The system of STV (Single Transferable Vote) where voters rank candidates is not understood by a large proportion of the electorate. For example how can the SNP have the most first-preference votes yet lose the election, as happened in the Highlands seat of Culloden and Ardersier this week?

It may well be a more representative system of democracy, but the electorate need to be more informed of the process and how a result like this can be achieved by a party who did not receive the most first-preference votes.

Perhaps the Electoral Reform Society in Scotland could address this major issue in our vital local democracy.

Catriona C Clark

Falkirk


THERE is a way that the £12 billion the UK spends each year on overseas development could benefit the people of Britain too.

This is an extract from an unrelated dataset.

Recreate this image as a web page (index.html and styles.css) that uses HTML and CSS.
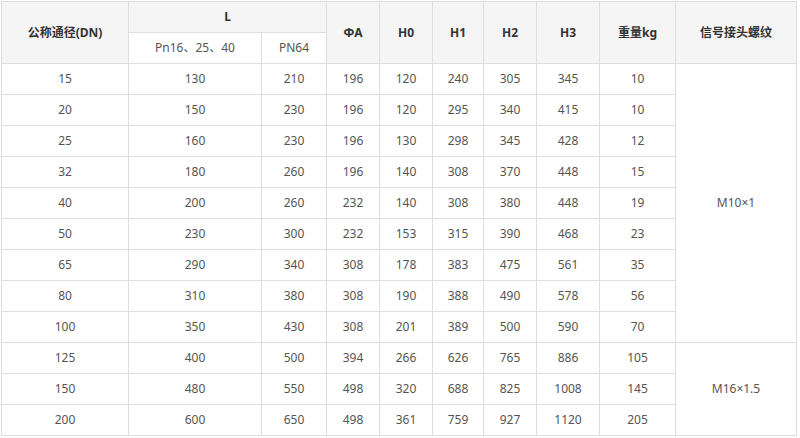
FILE: index.html
```html
<!DOCTYPE html>
<html lang="zh">
<head>
<meta charset="utf-8">
<title>参数表</title>
<link rel="stylesheet" href="styles.css">
</head>
<body>
<table class="spec">
  <colgroup>
    <col class="c1"><col class="c2"><col class="c3"><col class="c4"><col class="c5">
    <col class="c6"><col class="c7"><col class="c8"><col class="c9"><col class="c10">
  </colgroup>
  <thead>
    <tr>
      <th rowspan="2">公称通径(DN)</th>
      <th colspan="2">L</th>
      <th rowspan="2">ΦA</th>
      <th rowspan="2">H0</th>
      <th rowspan="2">H1</th>
      <th rowspan="2">H2</th>
      <th rowspan="2">H3</th>
      <th rowspan="2">重量kg</th>
      <th rowspan="2">信号接头螺纹</th>
    </tr>
    <tr>
      <td class="sub">Pn16、25、40</td>
      <td class="sub">PN64</td>
    </tr>
  </thead>
  <tbody>
    <tr><td>15</td><td>130</td><td>210</td><td>196</td><td>120</td><td>240</td><td>305</td><td>345</td><td>10</td><td rowspan="9">M10×1</td></tr>
    <tr><td>20</td><td>150</td><td>230</td><td>196</td><td>120</td><td>295</td><td>340</td><td>415</td><td>10</td></tr>
    <tr><td>25</td><td>160</td><td>230</td><td>196</td><td>130</td><td>298</td><td>345</td><td>428</td><td>12</td></tr>
    <tr><td>32</td><td>180</td><td>260</td><td>196</td><td>140</td><td>308</td><td>370</td><td>448</td><td>15</td></tr>
    <tr><td>40</td><td>200</td><td>260</td><td>232</td><td>140</td><td>308</td><td>380</td><td>448</td><td>19</td></tr>
    <tr><td>50</td><td>230</td><td>300</td><td>232</td><td>153</td><td>315</td><td>390</td><td>468</td><td>23</td></tr>
    <tr><td>65</td><td>290</td><td>340</td><td>308</td><td>178</td><td>383</td><td>475</td><td>561</td><td>35</td></tr>
    <tr><td>80</td><td>310</td><td>380</td><td>308</td><td>190</td><td>388</td><td>490</td><td>578</td><td>56</td></tr>
    <tr><td>100</td><td>350</td><td>430</td><td>308</td><td>201</td><td>389</td><td>500</td><td>590</td><td>70</td></tr>
    <tr><td>125</td><td>400</td><td>500</td><td>394</td><td>266</td><td>626</td><td>765</td><td>886</td><td>105</td><td rowspan="3">M16×1.5</td></tr>
    <tr><td>150</td><td>480</td><td>550</td><td>498</td><td>320</td><td>688</td><td>825</td><td>1008</td><td>145</td></tr>
    <tr><td>200</td><td>600</td><td>650</td><td>498</td><td>361</td><td>759</td><td>927</td><td>1120</td><td>205</td></tr>
  </tbody>
</table>
</body>
</html>
```

FILE: styles.css
```css
html, body {
  margin: 0;
  padding: 0;
  background: #ffffff;
}

body {
  padding: 1px 0 0 1px;
  font-family: "Noto Sans", "Noto Sans CJK SC", sans-serif;
  font-size: 12px;
  color: #555555;
}

.spec {
  border-collapse: collapse;
  table-layout: fixed;
  width: 795px;
}

.c1 { width: 127px; }
.c2 { width: 133px; }
.c3 { width: 65px; }
.c4 { width: 53px; }
.c5 { width: 53px; }
.c6 { width: 51px; }
.c7 { width: 53px; }
.c8 { width: 63px; }
.c9 { width: 76px; }
.c10 { width: 121px; }

.spec th,
.spec td {
  border: 1px solid #dedede;
  height: 30px;
  padding: 0;
  text-align: center;
  vertical-align: middle;
  line-height: 16px;
}

.spec th {
  background: #f5f5f5;
  font-weight: bold;
  color: #333333;
}

.spec td.sub {
  background: #ffffff;
  color: #555555;
}
```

If the International Development Secretary Priti Patel’s new focus is to be on “results and outcomes that allow the poorest to stand on their own two feet” and the poorest are to be found in predominantly agricultural communities, the government could establish residential colleges in the UK to teach land and water husbandry and renewable energy skills to foreign students who are being sponsored by their governments and have entered into a bonded employment contract to work for the benefit of their people for a minimum of five years. Britain would gain new infrastructure, increased employment, research and development and an increase in international goodwill.

Geoff Naylor

Winchester, Hampshire


THANK you for Carolyn Leckie’s article (It is not racist to condemn Zionism, The National, October 3). It is refreshing to read a mainstream article that records the plight of the Palestinians and condemn Peres’ legacy. In the current climate I understand her trepidation.